───── Exercise material

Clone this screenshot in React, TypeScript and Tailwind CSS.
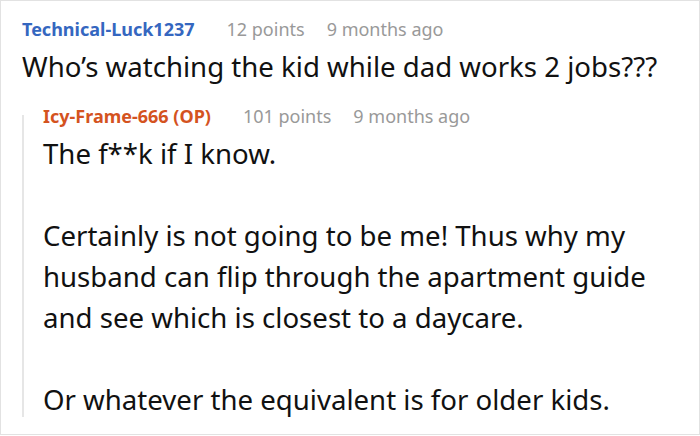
import React from "react";

function Header({ name, nameColor, points, time }: { name: string; nameColor: string; points: string; time: string }) {
  return (
    <div className="flex items-baseline text-[18px] leading-[24px]">
      <span className={`font-bold ${nameColor}`}>{name}</span>
      <span className="ml-[32px] text-[#999999]">{points}</span>
      <span className="ml-[22px] text-[#999999]">{time}</span>
    </div>
  );
}

export default function App() {
  return (
    <div
      className="w-[700px] h-[435px] border border-[#e2e2e2] bg-white pl-[21px] pt-[16px] text-[#111111]"
      style={{ fontFamily: '"Noto Sans", "Open Sans", sans-serif' }}
    >
      <Header name="Technical-Luck1237" nameColor="text-[#3567c0]" points="12 points" time="9 months ago" />
      <p className="mt-[5px] text-[27.6px] leading-[41px]">Who’s watching the kid while dad works 2 jobs???</p>
      <div className="mt-[17px] flex">
        <div className="w-[2px] bg-[#e6e6e6] mt-[11px] mb-[3px]" />
        <div className="pl-[19px]">
          <Header name="Icy-Frame-666 (OP)" nameColor="text-[#d4531f]" points="101 points" time="9 months ago" />
          <div className="mt-[5px] text-[27.6px] leading-[41px]">
            <p>The f**k if I know.</p>
            <p className="mt-[41px]">
              Certainly is not going to be me! Thus why my
              <br />
              husband can flip through the apartment guide
              <br />
              and see which is closest to a daycare.
            </p>
            <p className="mt-[41px]">Or whatever the equivalent is for older kids.</p>
          </div>
        </div>
      </div>
    </div>
  );
}
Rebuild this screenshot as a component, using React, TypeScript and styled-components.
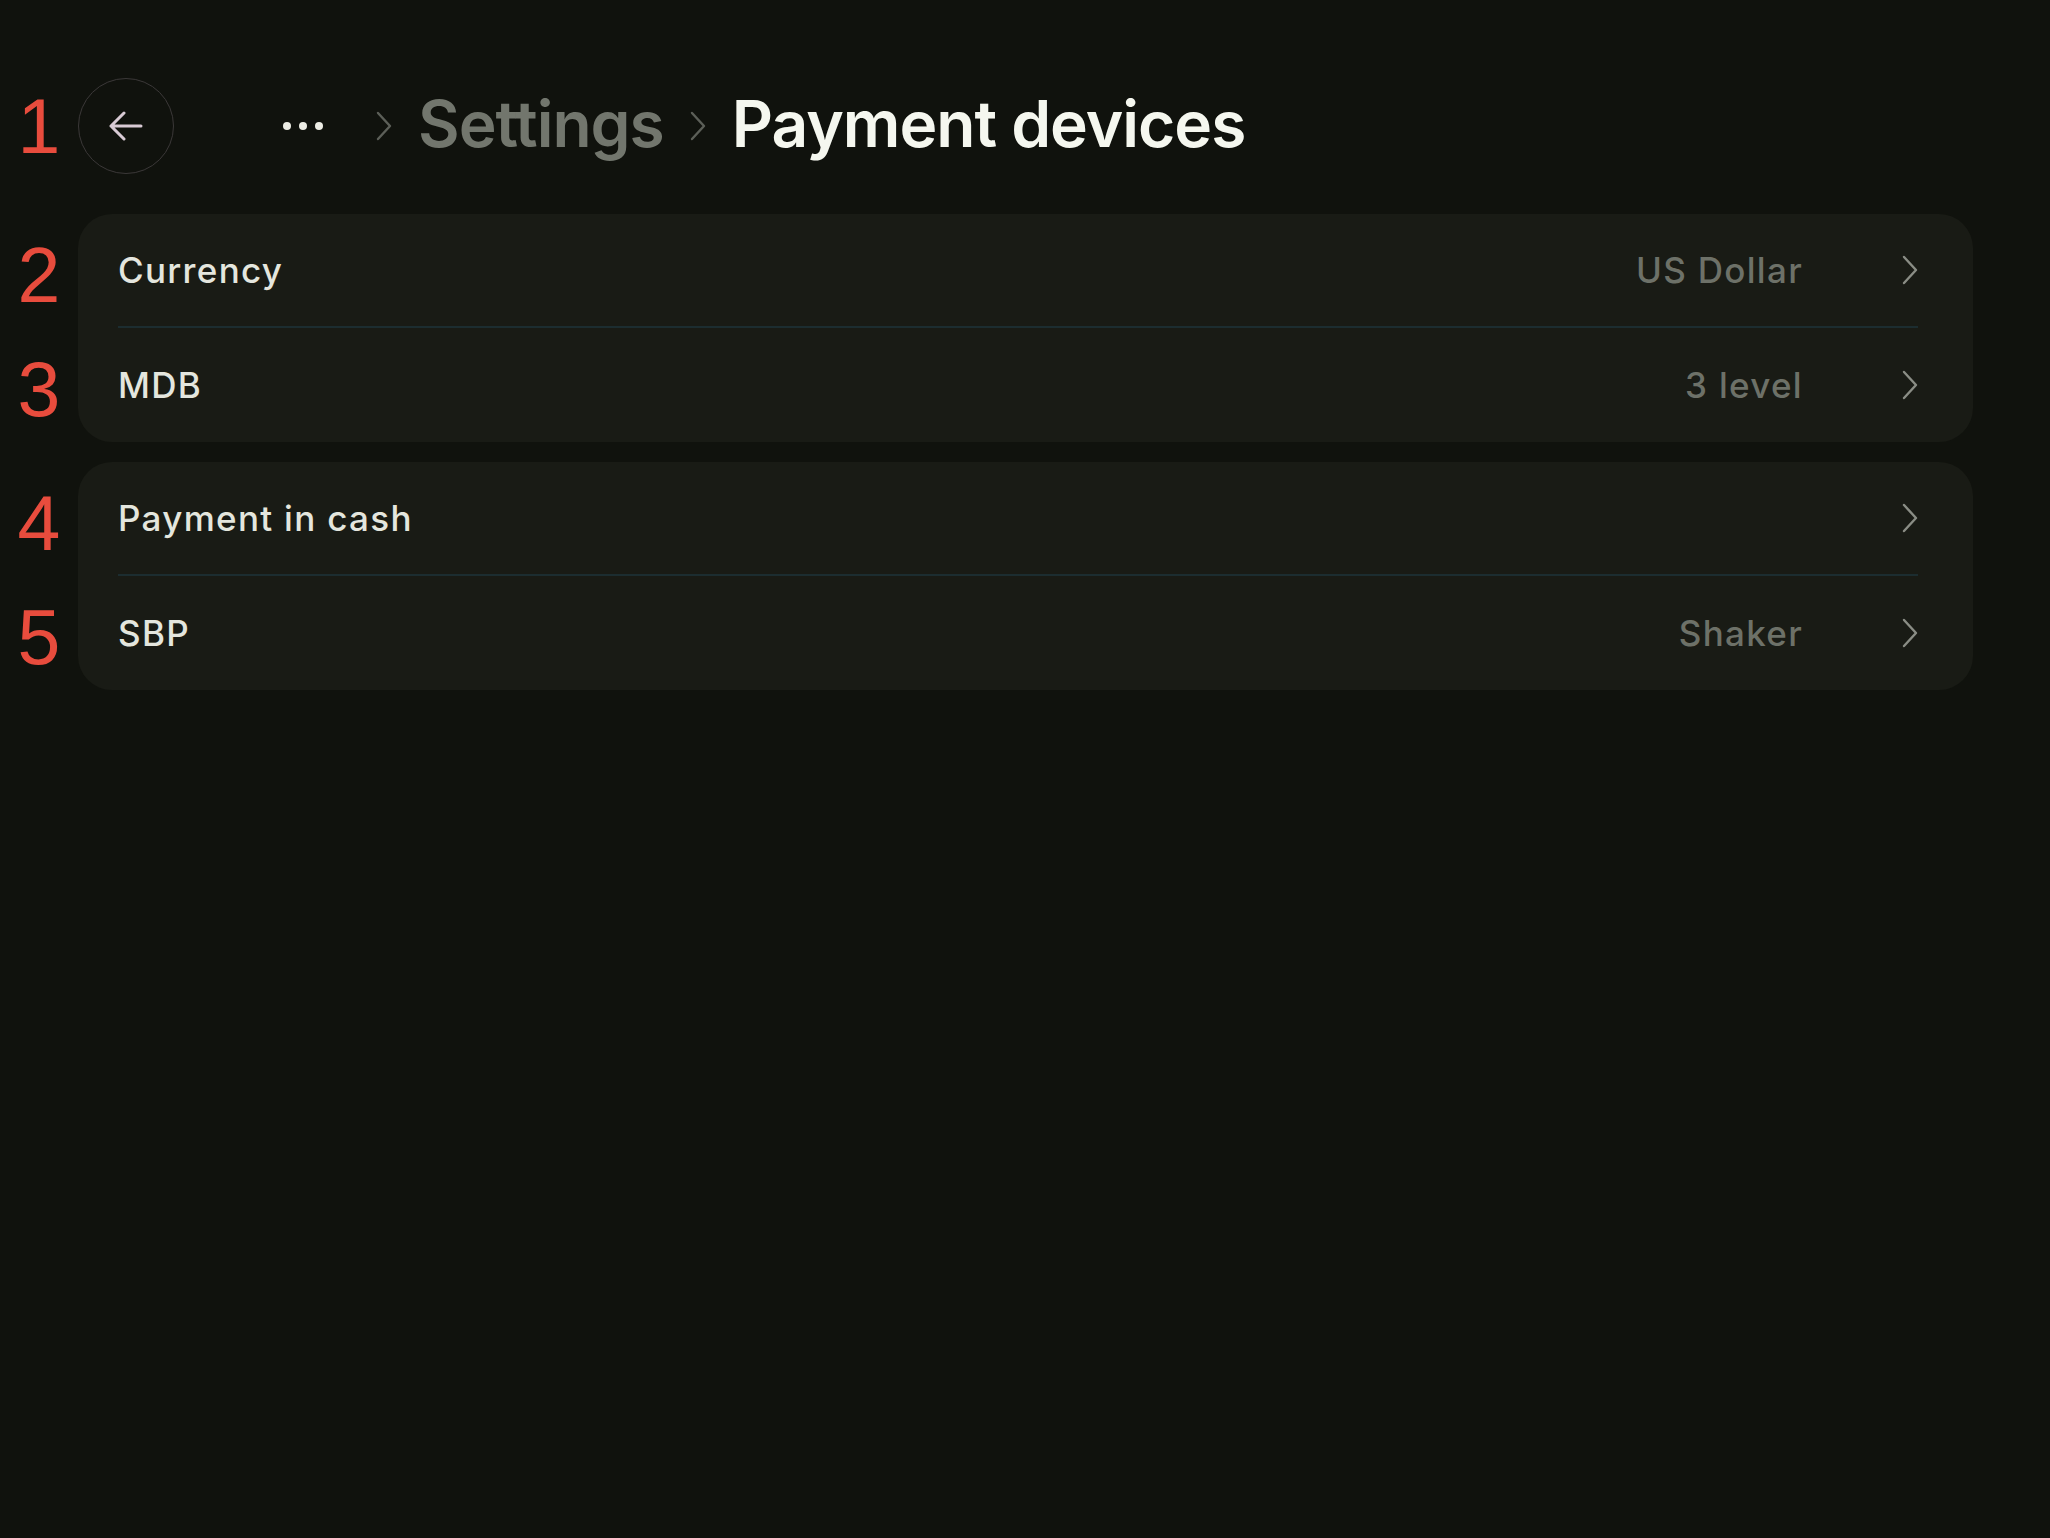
import styled, { createGlobalStyle } from "styled-components";

interface Item {
  mark: number;
  label: string;
  value?: string;
}

const groups: Item[][] = [
  [
    { mark: 2, label: "Currency", value: "US Dollar" },
    { mark: 3, label: "MDB", value: "3 level" },
  ],
  [
    { mark: 4, label: "Payment in cash" },
    { mark: 5, label: "SBP", value: "Shaker" },
  ],
];

function Chevron({ color }: { color: string }) {
  return (
    <svg width="16" height="30" viewBox="0 0 16 30" fill="none">
      <path
        d="M2 2 L14 15 L2 28"
        stroke={color}
        strokeWidth="2.4"
        strokeLinecap="round"
        strokeLinejoin="round"
      />
    </svg>
  );
}

export default function App() {
  return (
    <Page>
      <GlobalStyle />
      <Header>
        <Marker>1</Marker>
        <BackButton aria-label="Back">
          <svg width="34" height="30" viewBox="0 0 34 30" fill="none">
            <path
              d="M15 2 L2 15 L15 28 M2 15 H32"
              stroke="#d8cad4"
              strokeWidth="3"
              strokeLinecap="round"
              strokeLinejoin="round"
            />
          </svg>
        </BackButton>
        <Crumbs>
          <Dots>
            <span />
            <span />
            <span />
          </Dots>
          <Chevron color="#5c5f58" />
          <Crumb>Settings</Crumb>
          <Chevron color="#5c5f58" />
          <Crumb $current>Payment devices</Crumb>
        </Crumbs>
      </Header>

      <Groups>
        {groups.map((group, i) => (
          <Group key={i}>
            <MarkerColumn>
              {group.map((item) => (
                <Marker key={item.mark} $row>
                  {item.mark}
                </Marker>
              ))}
            </MarkerColumn>
            <Card>
              {group.map((item) => (
                <Row key={item.mark}>
                  <Label>{item.label}</Label>
                  <Value>{item.value}</Value>
                  <Arrow>
                    <Chevron color="#8a8d85" />
                  </Arrow>
                </Row>
              ))}
            </Card>
          </Group>
        ))}
      </Groups>
    </Page>
  );
}

const GlobalStyle = createGlobalStyle`
  * {
    box-sizing: border-box;
  }
  html, body {
    margin: 0;
    background: #10120d;
  }
  body {
    font-family: Inter, "Noto Sans", sans-serif;
    min-height: 1538px;
  }
`;

const Page = styled.div`
  padding: 78px 77px 0 0;
`;

const Header = styled.div`
  display: flex;
  align-items: center;
  height: 96px;
`;

const Marker = styled.div<{ $row?: boolean }>`
  width: 78px;
  flex-shrink: 0;
  display: flex;
  align-items: center;
  justify-content: center;
  height: ${(p) => (p.$row ? "114px" : "auto")};
  padding-top: ${(p) => (p.$row ? "8px" : "0")};
  font-family: "Liberation Sans", Arial, sans-serif;
  font-size: 77px;
  line-height: 1;
  color: #e84c3d;
`;

const BackButton = styled.button`
  width: 96px;
  height: 96px;
  flex-shrink: 0;
  border-radius: 50%;
  border: 1.5px solid #3b3838;
  background: transparent;
  display: flex;
  align-items: center;
  justify-content: center;
  padding: 0;
  cursor: pointer;
`;

const Crumbs = styled.div`
  display: flex;
  align-items: center;
  margin-left: 109px;
  gap: 26px;
`;

const Dots = styled.div`
  display: flex;
  gap: 8px;
  margin-right: 27px;

  span {
    width: 8px;
    height: 8px;
    border-radius: 50%;
    background: #ecece4;
  }
`;

const Crumb = styled.div<{ $current?: boolean }>`
  font-size: 64px;
  font-weight: 600;
  letter-spacing: -1px;
  color: ${(p) => (p.$current ? "#f5f7ef" : "#72766d")};
  line-height: 1;
  padding-bottom: 4px;
`;

const Groups = styled.div`
  display: flex;
  flex-direction: column;
  gap: 20px;
  margin-top: 40px;
`;

const Group = styled.div`
  display: flex;
`;

const MarkerColumn = styled.div`
  display: flex;
  flex-direction: column;
`;

const Card = styled.div`
  flex: 1;
  background: #191b15;
  border-radius: 34px;
  padding: 0 55px 0 40px;
`;

const Row = styled.div`
  height: 114px;
  display: flex;
  align-items: center;
  border-bottom: 2px solid #1c2d30;

  &:last-child {
    border-bottom: none;
  }
`;

const Label = styled.div`
  font-size: 35px;
  font-weight: 500;
  letter-spacing: 1.3px;
  color: #e4e6de;
`;

const Value = styled.div`
  margin-left: auto;
  font-size: 35px;
  font-weight: 500;
  letter-spacing: 1.3px;
  color: #6d7168;
`;

const Arrow = styled.div`
  margin-left: 99px;
  display: flex;
  align-items: center;
`;
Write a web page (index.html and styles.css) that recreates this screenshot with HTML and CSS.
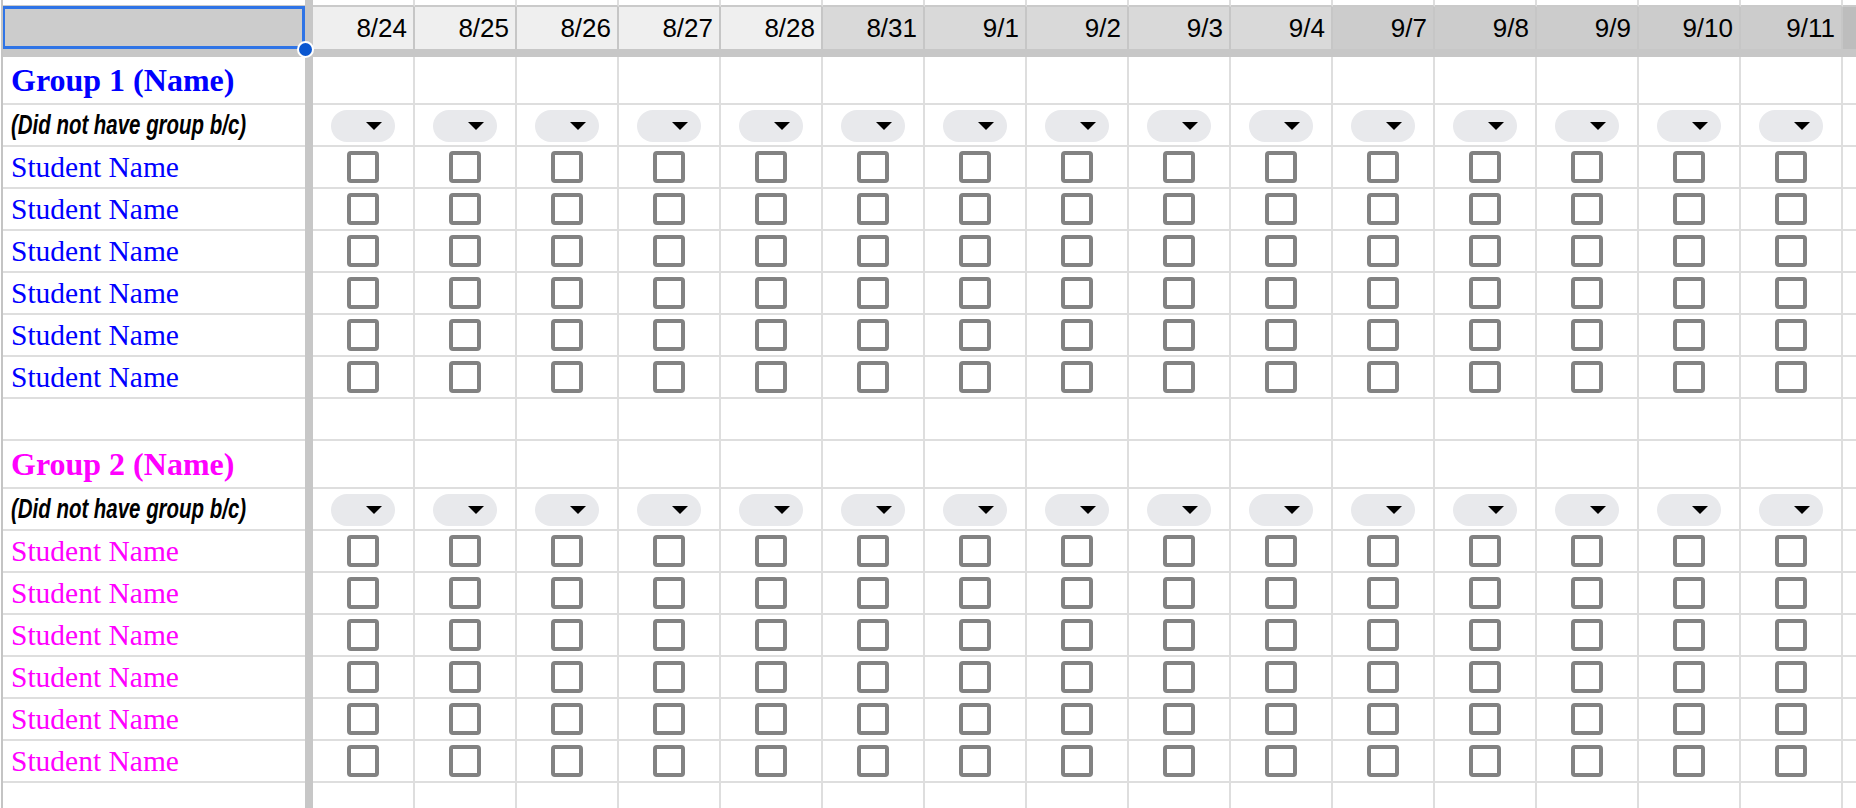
FILE: index.html
```html
<!DOCTYPE html>
<html lang="en">
<head>
    <meta charset="UTF-8">
    <title>Group Attendance</title>
    <link rel="stylesheet" href="styles.css">
</head>
<body>
    <div class="sheet" id="sheet"></div>

    <script>
        const dates = ['8/24', '8/25', '8/26', '8/27', '8/28', '8/31', '9/1', '9/2', '9/3', '9/4', '9/7', '9/8', '9/9', '9/10', '9/11'];
        const sheet = document.getElementById('sheet');

        // header shade changes every school week
        function weekClass(i) {
            if (i < 5) return 'wk1';
            if (i < 10) return 'wk2';
            return 'wk3';
        }

        function addRow(rowClass, firstCell, fill) {
            const row = document.createElement('div');
            row.className = 'row ' + rowClass;
            let html = firstCell + '<div class="freeze"></div>';
            dates.forEach((d, i) => {
                html += fill(d, i);
            });
            html += '<div class="cell spill"></div>';
            row.innerHTML = html;
            sheet.appendChild(row);
        }

        const empty = () => '<div class="cell"></div>';
        const checkbox = () => '<div class="cell"><input type="checkbox" class="cb"></div>';
        const chip = () => '<div class="cell"><span class="chip"><i class="caret"></i></span></div>';

        addRow('top', '<div class="cell name"></div>', empty);
        addRow('head', '<div class="cell name corner"><span class="handle"></span></div>',
            (d, i) => '<div class="cell date ' + weekClass(i) + '">' + d + '</div>');

        const bar = document.createElement('div');
        bar.className = 'freeze-row';
        sheet.appendChild(bar);

        function addGroup(num, color) {
            addRow('title', '<div class="cell name"><span class="group ' + color + '">Group ' + num + ' (Name)</span></div>', empty);
            addRow('body', '<div class="cell name"><span class="reason">(Did not have group b/c)</span></div>', chip);
            for (let s = 0; s < 6; s++) {
                addRow('body', '<div class="cell name"><span class="student ' + color + '">Student Name</span></div>', checkbox);
            }
            addRow('body', '<div class="cell name"></div>', empty);
        }

        addGroup(1, 'blue');
        addGroup(2, 'pink');
    </script>
</body>
</html>
```

FILE: styles.css
```css
body {
    margin: 0;
    background-color: #ffffff;
    font-family: 'Liberation Sans', Arial, sans-serif;
    color: #000;
    overflow: hidden;
}

.sheet {
    margin-left: 1px;
    border-left: 2px solid #c4c4c4;
    height: 808px;
    overflow: hidden;
}

.row {
    display: grid;
    grid-template-columns: 302px 8px repeat(15, 102px) 1fr;
}

.cell {
    box-sizing: border-box;
    height: 42px;
    border-right: 2px solid #dedede;
    border-bottom: 2px solid #dedede;
    display: flex;
    align-items: center;
    justify-content: center;
}

.cell.name {
    justify-content: flex-start;
    padding-left: 8px;
    border-right: none;
    white-space: nowrap;
    overflow: hidden;
}

.freeze {
    background-color: #c7c7c7;
}

.freeze-row {
    height: 8px;
    background-color: #c7c7c7;
}

/* strip of the row above the header */
.top .cell {
    height: 7px;
    border-bottom-color: #cacaca;
}

.head .cell {
    height: 42px;
    border-bottom: none;
    border-right-color: #c6c6c6;
}

.head .corner {
    overflow: visible;
}

.date {
    justify-content: flex-end;
    padding-right: 6px;
    font-size: 26px;
}

.wk1 { background-color: #efefef; }
.wk2 { background-color: #d9d9d9; }
.wk3 { background-color: #cccccc; }

.head .spill {
    background-color: #bdbdbd;
    border-right: none;
}

.corner {
    position: relative;
    background-color: #cccccc;
}

.corner::after {
    content: '';
    position: absolute;
    left: -1px;
    top: -1px;
    right: 0;
    bottom: 0;
    border: 3px solid #2f74e6;
}

.handle {
    position: absolute;
    right: -9px;
    bottom: -9px;
    width: 13px;
    height: 13px;
    border: 2px solid #ffffff;
    border-radius: 50%;
    background-color: #0b57d0;
    z-index: 2;
}

.title .cell {
    height: 48px;
}

.spill {
    border-right: none;
}

.group {
    font-family: 'Liberation Serif', 'Times New Roman', serif;
    font-weight: bold;
    font-size: 32px;
}

.student {
    font-family: 'Liberation Serif', 'Times New Roman', serif;
    font-size: 29.5px;
}

/* no condensed face installed, so squeeze the sans */
.reason {
    display: inline-block;
    font-family: 'Liberation Sans', Arial, sans-serif;
    font-style: italic;
    font-weight: bold;
    font-size: 28px;
    transform: scaleX(0.73);
    transform-origin: left center;
}

.blue { color: #0000ff; }
.pink { color: #ff00ff; }

.cb {
    appearance: none;
    margin: 0;
    width: 32px;
    height: 32px;
    box-sizing: border-box;
    border: 4px solid #828282;
    border-radius: 4px;
    background: #fff;
}

.chip {
    display: flex;
    align-items: center;
    justify-content: flex-end;
    box-sizing: border-box;
    width: 64px;
    height: 32px;
    margin-top: 2px;
    padding-right: 13px;
    border-radius: 16px;
    background-color: #e8e9ec;
}

.caret {
    width: 0;
    height: 0;
    border-left: 8px solid transparent;
    border-right: 8px solid transparent;
    border-top: 8px solid #000;
}
```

──────────

Task details:
Isolate the lines that hold the word "styles" and copy all of them.

Output:
Write a web page (index.html and styles.css) that recreates this screenshot with HTML and CSS.
    <link rel="stylesheet" href="styles.css">
FILE: styles.css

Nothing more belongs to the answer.